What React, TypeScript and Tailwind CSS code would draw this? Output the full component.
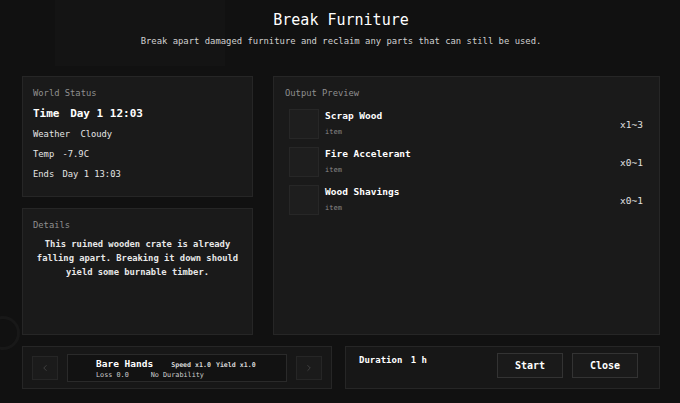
import { ChevronLeft, ChevronRight } from 'lucide-react';

const mono = { fontFamily: '"DejaVu Sans Mono", "Liberation Mono", monospace' };

interface OutputItem {
  name: string;
  kind: string;
  qty: string;
}

const outputs: OutputItem[] = [
  { name: 'Scrap Wood', kind: 'item', qty: 'x1~3' },
  { name: 'Fire Accelerant', kind: 'item', qty: 'x0~1' },
  { name: 'Wood Shavings', kind: 'item', qty: 'x0~1' },
];

function Panel({ className = '', children }: { className?: string; children: React.ReactNode }) {
  return (
    <div className={`bg-[#1a1a1a] border border-[#262626] ${className}`}>{children}</div>
  );
}

export default function App() {
  return (
    <div
      className="relative w-[680px] h-[403px] overflow-hidden bg-[#111111] text-white"
      style={mono}
    >
      {/* dim scene behind the dialog */}
      <div className="absolute left-[55px] top-0 w-[170px] h-[66px] bg-[#141414]"></div>
      <div className="absolute left-[-14px] top-[316px] w-[34px] h-[34px] rounded-full border-[3px] border-[#181818]"></div>

      <div className="relative flex flex-col h-full pl-[22px] pr-[20px]">
        {/* 헤더 */}
        <div className="flex flex-col items-center pt-[10px]">
          <h1 className="text-[15px] leading-[20px] text-white">Break Furniture</h1>
          <p className="mt-[5px] text-[8.9px] leading-[12px] text-[#d0d0d0]">
            Break apart damaged furniture and reclaim any parts that can still be used.
          </p>
        </div>

        {/* 본문 */}
        <div className="flex gap-[20px] mt-[29px] h-[259px]">
          <div className="flex flex-col gap-[11px] w-[231px]">
            <Panel className="h-[121px] px-[10px] pt-[10px]">
              <p className="text-[8.8px] leading-[12px] text-[#8f8f8f]">World Status</p>
              <p className="mt-[8px] text-[11px] leading-[14px] font-bold">
                Time <span className="ml-[4px]">Day 1 12:03</span>
              </p>
              <div className="mt-[7px] flex flex-col gap-[8px] text-[8.8px] leading-[12px] text-[#e5e5e5]">
                <p>
                  Weather <span className="ml-[5px]">Cloudy</span>
                </p>
                <p>
                  Temp <span className="ml-[3px]">-7.9C</span>
                </p>
                <p>
                  Ends <span className="ml-[3px]">Day 1 13:03</span>
                </p>
              </div>
            </Panel>
            <Panel className="flex-1 px-[10px] pt-[10px]">
              <p className="text-[8.8px] leading-[12px] text-[#8f8f8f]">Details</p>
              <p className="mt-[6px] text-center text-[8.8px] leading-[14px] font-bold text-[#e8e8e8]">
                This ruined wooden crate is already
                <br />
                falling apart. Breaking it down should
                <br />
                yield some burnable timber.
              </p>
            </Panel>
          </div>

          <Panel className="flex-1 px-[11px] pt-[10px]">
            <p className="text-[8.8px] leading-[12px] text-[#8f8f8f]">Output Preview</p>
            <div className="mt-[10px] pl-[4px] pr-[5px] flex flex-col gap-[8px]">
              {outputs.map((o) => (
                <div key={o.name} className="flex items-center h-[30px]">
                  <div className="w-[30px] h-[30px] bg-[#1e1e1e] border border-[#272727]"></div>
                  <div className="ml-[6px] flex-1 flex flex-col self-start">
                    <span className="text-[9.5px] leading-[13px] font-bold">{o.name}</span>
                    <span className="mt-[6px] text-[7px] leading-[9px] text-[#8a8a8a]">{o.kind}</span>
                  </div>
                  <span className="text-[9.5px] leading-[13px] text-[#e0e0e0]">{o.qty}</span>
                </div>
              ))}
            </div>
          </Panel>
        </div>

        {/* 하단 바 */}
        <div className="flex gap-[13px] mt-[11px] h-[43px]">
          <Panel className="w-[310px] flex items-center px-[9px] gap-[9px] bg-[#171717]">
            <button className="w-[26px] h-[24px] flex items-center justify-center border border-[#262626] bg-[#1b1b1b] text-[#555]">
              <ChevronLeft className="w-[10px] h-[10px]" strokeWidth={1.5} />
            </button>
            <div className="flex-1 h-[28px] bg-[#121212] border border-[#2a2a2a] pl-[28px] pt-[3px]">
              <div className="flex items-baseline">
                <span className="text-[9.5px] leading-[12px] font-bold">Bare Hands</span>
                <span className="ml-[18px] text-[6.6px] leading-[10px] font-bold text-[#d8d8d8]">Speed x1.0</span>
                <span className="ml-[5px] text-[6.6px] leading-[10px] font-bold text-[#d8d8d8]">Yield x1.0</span>
              </div>
              <div className="flex text-[6.8px] leading-[10px] text-[#cfcfcf]">
                <span>Loss 0.0</span>
                <span className="ml-[22px]">No Durability</span>
              </div>
            </div>
            <button className="w-[26px] h-[24px] flex items-center justify-center border border-[#262626] bg-[#1b1b1b] text-[#555]">
              <ChevronRight className="w-[10px] h-[10px]" strokeWidth={1.5} />
            </button>
          </Panel>
          <Panel className="flex-1 flex items-start justify-between pl-[13px] pr-[21px] pt-[6px] bg-[#171717]">
            <p className="mt-[1px] text-[9px] leading-[12px] font-bold">
              Duration <span className="ml-[3px]">1 h</span>
            </p>
            <div className="flex gap-[9px]">
              <button className="w-[66px] h-[25px] border border-[#333] bg-[#1a1a1a] text-[10px] font-bold">
                Start
              </button>
              <button className="w-[66px] h-[25px] border border-[#333] bg-[#1a1a1a] text-[10px] font-bold">
                Close
              </button>
            </div>
          </Panel>
        </div>
      </div>
    </div>
  );
}
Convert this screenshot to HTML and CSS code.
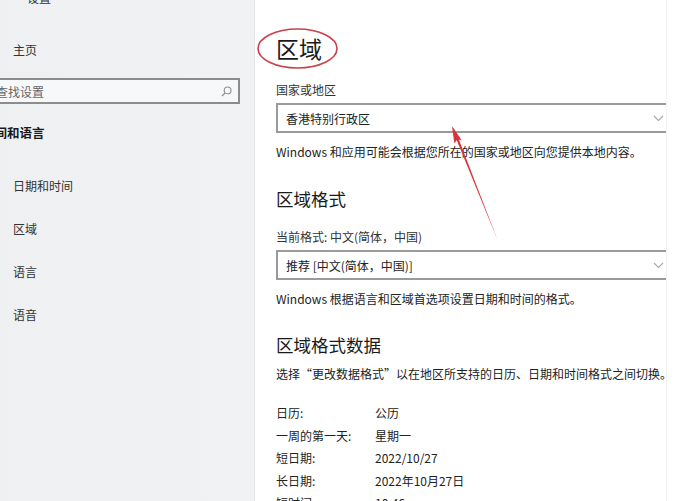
FILE: index.html
```html
<!DOCTYPE html>
<html lang="zh-CN">
<head>
  <meta charset="UTF-8" />
  <title>设置 - 区域</title>
  <meta name="viewport" content="width=device-width, initial-scale=1.0" />
  <link rel="stylesheet" href="styles.css">
</head>
<body>

<div class="window">

  <!-- Sidebar -->
  <aside class="sidebar">
    <div class="side-title">设置</div>
    <div class="side-home">主页</div>
    <div class="search">
      <span>查找设置</span>
      <svg width="11" height="11" viewBox="0 0 11 11"><circle cx="6.6" cy="4.4" r="3.4" fill="none" stroke="#8a8a8a" stroke-width="1.1"/><line x1="4.2" y1="6.8" x2="1" y2="10" stroke="#8a8a8a" stroke-width="1.2"/></svg>
    </div>
    <div class="side-group">时间和语言</div>
    <ul class="side-nav">
      <li>日期和时间</li>
      <li>区域</li>
      <li>语言</li>
      <li>语音</li>
    </ul>
  </aside>

  <!-- Region page -->
  <main class="content">
    <h1>区域</h1>

    <div class="label">国家或地区</div>
    <div class="select">
      <span>香港特别行政区</span>
      <svg width="11" height="7" viewBox="0 0 11 7"><polyline points="1,1 5.5,5.5 10,1" fill="none" stroke="#a8a8a8" stroke-width="1.1"/></svg>
    </div>
    <p class="desc">Windows 和应用可能会根据您所在的国家或地区向您提供本地内容。</p>

    <h2>区域格式</h2>
    <div class="label label-sub">当前格式: 中文(简体，中国)</div>
    <div class="select">
      <span>推荐 [中文(简体，中国)]</span>
      <svg width="11" height="7" viewBox="0 0 11 7"><polyline points="1,1 5.5,5.5 10,1" fill="none" stroke="#a8a8a8" stroke-width="1.1"/></svg>
    </div>
    <p class="desc">Windows 根据语言和区域首选项设置日期和时间的格式。</p>

    <h2 class="h2-data">区域格式数据</h2>
    <p class="desc desc-tight">选择“更改数据格式”以在地区所支持的日历、日期和时间格式之间切换。</p>

    <dl class="data">
      <dt>日历:</dt><dd>公历</dd>
      <dt>一周的第一天:</dt><dd>星期一</dd>
      <dt>短日期:</dt><dd>2022/10/27</dd>
      <dt>长日期:</dt><dd>2022年10月27日</dd>
      <dt>短时间:</dt><dd>10:46</dd>
    </dl>
  </main>

  <div class="edge"></div>

  <!-- Hand-drawn annotations -->
  <svg class="marks" width="685" height="501" viewBox="0 0 685 501">
    <ellipse cx="297.5" cy="48.5" rx="39.5" ry="19.5" fill="none" stroke="#c9404a" stroke-width="1.6"/>
    <polygon points="498,241 455.4,137 457.6,136.3" fill="#d8343b"/>
    <polygon points="452,126 461.7,140.3 457.6,139.2 454.3,143.3" fill="#d8343b"/>
  </svg>

</div>

</body>
</html>
```

FILE: styles.css
```css
:root {
  --side-bg: #eff0f2;
  --text: #222222;
  --muted: #333333;
  --border: #9a9a9a;
  --white: #ffffff;
}

* {
  box-sizing: border-box;
}

body {
  margin: 0;
  font-family: "Noto Sans CJK SC", "Noto Sans", sans-serif;
  font-size: 12px;
  color: var(--text);
  background: var(--white);
  overflow: hidden;
}

.window {
  position: relative;
  display: flex;
  width: 685px;
  height: 501px;
  overflow: hidden;
}

/* Sidebar */
.sidebar {
  width: 255px;
  flex: none;
  padding-left: 13px;
  background: linear-gradient(90deg, #eef0f2, #f1f2f4);
  border-right: 1px solid #e5e6e8;
  color: var(--muted);
}

.side-title {
  margin-top: -12px;
  height: 20px;
  line-height: 20px;
  padding-left: 14px;
}

.side-home {
  margin-top: 32px;
  line-height: 20px;
}

.search {
  margin: 18px 0 0 -25px;
  width: 252px;
  height: 26px;
  border: 2px solid #8c8c8c;
  background: #f7f8f9;
  display: flex;
  align-items: center;
  justify-content: space-between;
  padding: 0 6px;
  color: #666;
}

.side-group {
  margin: 19px 0 0 -31px;
  line-height: 20px;
  font-weight: 700;
  font-size: 12.5px;
  color: #1a1a1a;
}

.side-nav {
  list-style: none;
  margin: 21px 0 0;
  padding: 0;
}

.side-nav li {
  height: 43px;
  line-height: 43px;
}

/* Content */
.content {
  width: 411px;
  flex: none;
  padding-left: 21px;
  overflow: hidden;
}

h1 {
  margin: 28px 0 0;
  font-size: 23px;
  line-height: 40px;
  font-weight: 400;
  color: #1a1a1a;
}

h2 {
  margin: 25px 0 0;
  font-size: 17.5px;
  line-height: 26px;
  font-weight: 400;
  color: #1a1a1a;
}

.h2-data {
  margin-top: 24px;
}

.label {
  margin-top: 13px;
  line-height: 18px;
  color: var(--muted);
}

.label-sub {
  margin-top: 16px;
}

.select {
  margin-top: 4px;
  width: 400px;
  height: 30px;
  border: 2px solid var(--border);
  display: flex;
  align-items: center;
  justify-content: space-between;
  padding: 0 10px 0 8px;
  color: var(--text);
}

.desc {
  margin: 10px 0 0;
  line-height: 18px;
  white-space: nowrap;
}

.desc-tight {
  margin-top: 7px;
}

.data {
  display: grid;
  grid-template-columns: 99px 1fr;
  margin: 19px 0 0;
  line-height: 22.5px;
}

.data dt,
.data dd {
  margin: 0;
}

.edge {
  flex: 1;
  background: var(--white);
  border-left: 1px solid #f1f1f1;
}

.marks {
  position: absolute;
  top: 0;
  left: 0;
  pointer-events: none;
}
```
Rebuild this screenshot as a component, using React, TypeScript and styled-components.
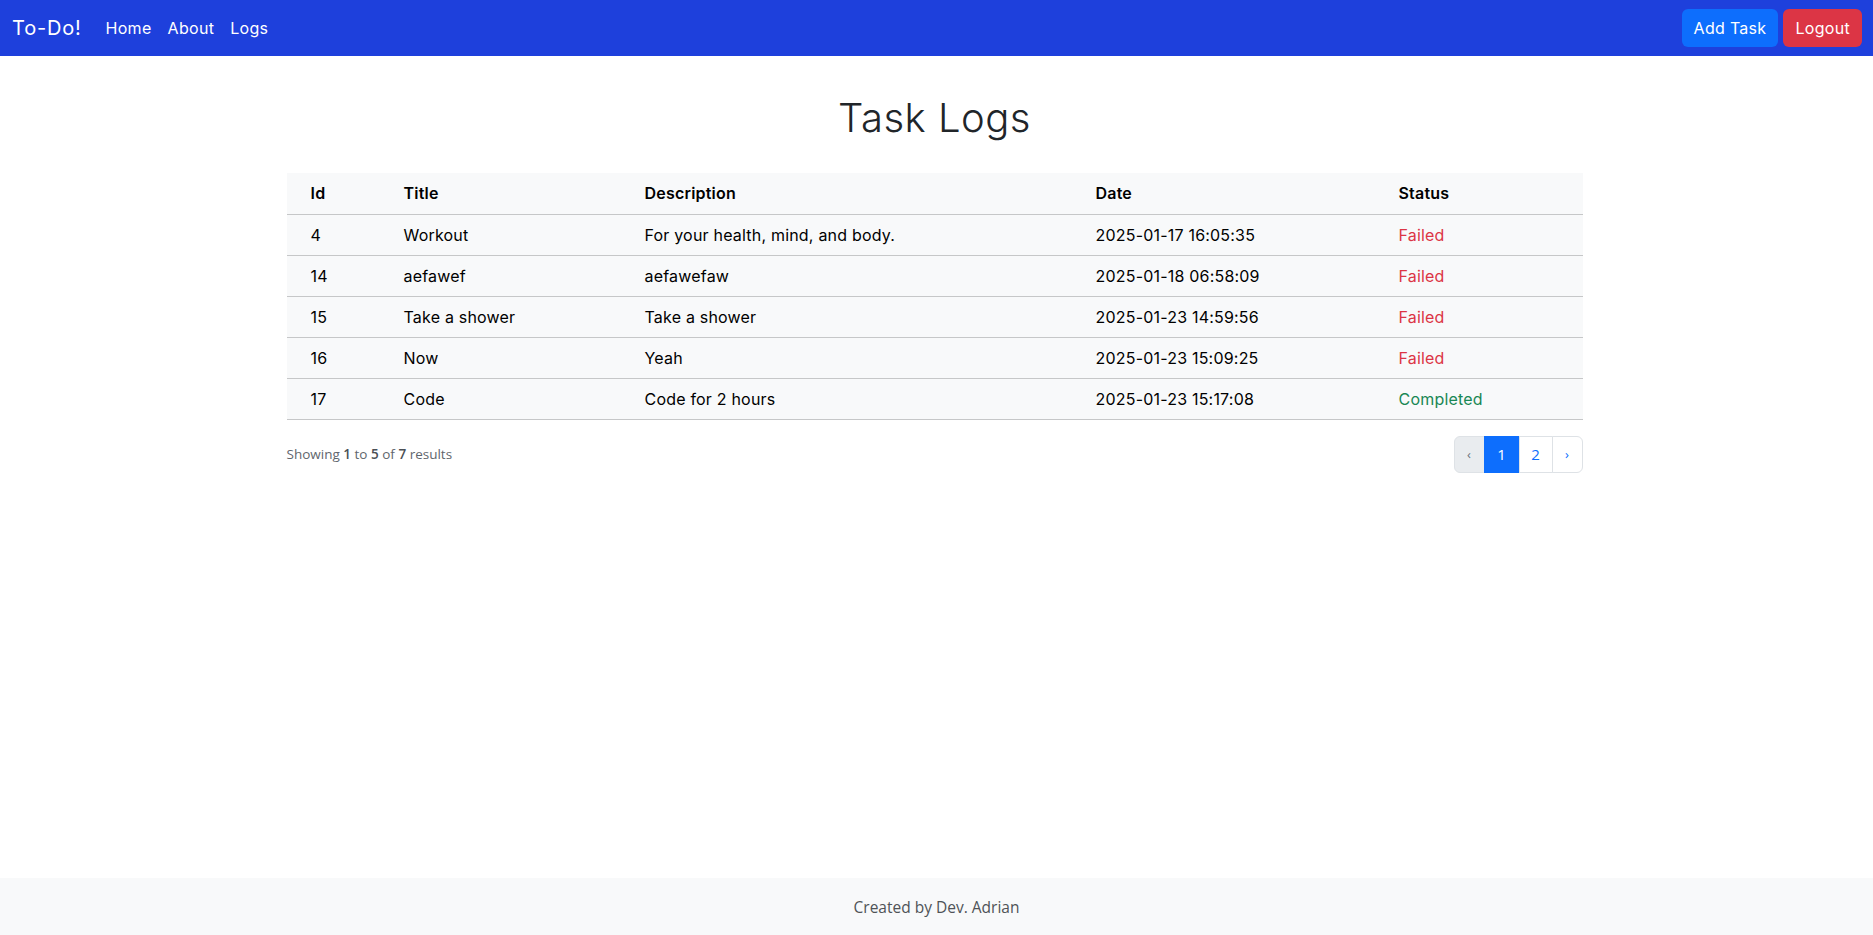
import React from "react";
import styled, { createGlobalStyle } from "styled-components";

const GlobalStyle = createGlobalStyle`
  * { box-sizing: border-box; }
  html, body { margin: 0; padding: 0; }
  body {
    font-family: Inter, "Noto Sans", sans-serif;
    color: #212529;
    background: #fff;
  }
`;

const Page = styled.div`
  min-height: 100vh;
  display: flex;
  flex-direction: column;
`;

const NavBar = styled.nav`
  height: 56px;
  background: #1e40dc;
  display: flex;
  align-items: center;
  justify-content: space-between;
  padding: 0 11px 0 12px;
`;

const NavLeft = styled.div`
  display: flex;
  align-items: center;
`;

const Brand = styled.a`
  color: #fff;
  font-size: 20px;
  letter-spacing: 0.8px;
  font-weight: 400;
  margin-right: 16px;
  text-decoration: none;
`;

const NavLink = styled.a`
  color: #fff;
  font-size: 16px;
  letter-spacing: 0.3px;
  padding: 8px;
  text-decoration: none;
`;

const NavRight = styled.div`
  display: flex;
  gap: 5px;
`;

const Button = styled.button<{ $variant: "primary" | "danger" }>`
  height: 38px;
  padding: 0 12px;
  border: none;
  border-radius: 6px;
  font-family: inherit;
  font-size: 16px;
  letter-spacing: 0.3px;
  color: #fff;
  background: ${(p) => (p.$variant === "primary" ? "#0d6efd" : "#dc3545")};
`;

const Main = styled.main`
  width: 1296px;
  margin: 0 auto;
  padding-top: 38px;
  position: relative;
  left: -2px;
`;

const Title = styled.h1`
  margin: 0 0 31px;
  text-align: center;
  font-size: 40px;
  line-height: 48px;
  font-weight: 300;
  letter-spacing: 0.5px;
  color: #212529;
`;

const Table = styled.table`
  width: 100%;
  border-collapse: collapse;
  background: #f8f9fa;
  color: #000;
  font-size: 16px;
  letter-spacing: 0.2px;
`;

const Th = styled.th<{ $w: number }>`
  width: ${(p) => p.$w}px;
  text-align: left;
  font-weight: 600;
  height: 41px;
  padding: 0 24px;
  border-bottom: 1px solid #c6c7c8;
`;

const Td = styled.td<{ $color?: string }>`
  height: 41px;
  padding: 0 24px;
  border-bottom: 1px solid #c6c7c8;
  color: ${(p) => p.$color || "#000"};
`;

const PagerRow = styled.div`
  margin-top: 16px;
  display: flex;
  align-items: center;
  justify-content: space-between;
`;

const Showing = styled.p`
  margin: 0;
  font-family: "Open Sans", "Noto Sans", sans-serif;
  font-size: 13.5px;
  color: #5f666d;
  b { font-weight: 600; color: #4a4f55; }
`;

const Pager = styled.ul`
  display: flex;
  list-style: none;
  margin: 0;
  padding: 0;
  font-family: "Open Sans", "Noto Sans", sans-serif;
`;

const PageItem = styled.li<{ $state?: "active" | "disabled"; $w: number; $small?: boolean }>`
  width: ${(p) => p.$w}px;
  height: 37px;
  display: flex;
  align-items: center;
  justify-content: center;
  font-size: ${(p) => (p.$small ? "13px" : "15px")};
  border: 1px solid #dee2e6;
  margin-left: -1px;
  color: ${(p) =>
    p.$state === "active" ? "#fff" : p.$state === "disabled" ? "#6c757d" : "#0d6efd"};
  background: ${(p) =>
    p.$state === "active" ? "#0d6efd" : p.$state === "disabled" ? "#e9ecef" : "#fff"};
  border-color: ${(p) => (p.$state === "active" ? "#0d6efd" : "#dee2e6")};
  &:first-child { margin-left: 0; border-radius: 6px 0 0 6px; }
  &:last-child { border-radius: 0 6px 6px 0; }
`;

const Footer = styled.footer`
  margin-top: auto;
  height: 57px;
  background: #f8f9fa;
  display: flex;
  align-items: center;
  justify-content: center;
  font-family: "Open Sans", "Noto Sans", sans-serif;
  font-size: 15.5px;
  font-weight: 500;
  color: #4f5357;
`;

const rows = [
  { id: 4, title: "Workout", desc: "For your health, mind, and body.", date: "2025-01-17 16:05:35", status: "Failed" },
  { id: 14, title: "aefawef", desc: "aefawefaw", date: "2025-01-18 06:58:09", status: "Failed" },
  { id: 15, title: "Take a shower", desc: "Take a shower", date: "2025-01-23 14:59:56", status: "Failed" },
  { id: 16, title: "Now", desc: "Yeah", date: "2025-01-23 15:09:25", status: "Failed" },
  { id: 17, title: "Code", desc: "Code for 2 hours", date: "2025-01-23 15:17:08", status: "Completed" },
];

export default function App() {
  return (
    <Page>
      <GlobalStyle />
      <NavBar>
        <NavLeft>
          <Brand href="#">To-Do!</Brand>
          <NavLink href="#">Home</NavLink>
          <NavLink href="#">About</NavLink>
          <NavLink href="#">Logs</NavLink>
        </NavLeft>
        <NavRight>
          <Button $variant="primary">Add Task</Button>
          <Button $variant="danger">Logout</Button>
        </NavRight>
      </NavBar>
      <Main>
        <Title>Task Logs</Title>
        <Table>
          <thead>
            <tr>
              <Th $w={93}>Id</Th>
              <Th $w={241}>Title</Th>
              <Th $w={451}>Description</Th>
              <Th $w={303}>Date</Th>
              <Th $w={208}>Status</Th>
            </tr>
          </thead>
          <tbody>
            {rows.map((r) => (
              <tr key={r.id}>
                <Td>{r.id}</Td>
                <Td>{r.title}</Td>
                <Td>{r.desc}</Td>
                <Td>{r.date}</Td>
                <Td $color={r.status === "Failed" ? "#dc3545" : "#198754"}>{r.status}</Td>
              </tr>
            ))}
          </tbody>
        </Table>
        <PagerRow>
          <Showing>
            Showing <b>1</b> to <b>5</b> of <b>7</b> results
          </Showing>
          <Pager>
            <PageItem $state="disabled" $w={31} $small>‹</PageItem>
            <PageItem $state="active" $w={36}>1</PageItem>
            <PageItem $w={34}>2</PageItem>
            <PageItem $w={31} $small>›</PageItem>
          </Pager>
        </PagerRow>
      </Main>
      <Footer>Created by Dev. Adrian</Footer>
    </Page>
  );
}
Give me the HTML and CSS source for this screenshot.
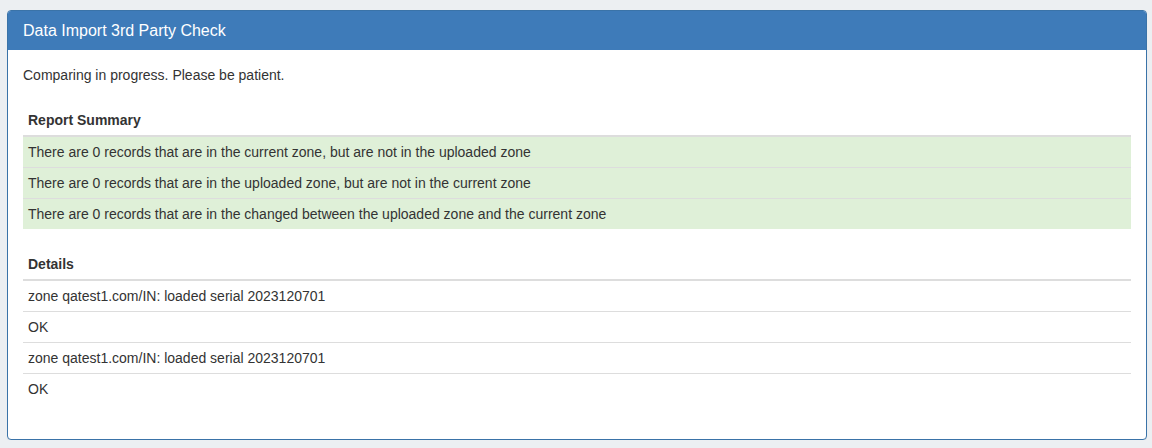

......

## Written task
Pull every line containing "screenshot" out of the data above.

## Result for this task
Convert this screenshot to HTML and CSS code.
Rebuild this screenshot as a component, using React, TypeScript and styled-components.
Give me the HTML and CSS source for this screenshot.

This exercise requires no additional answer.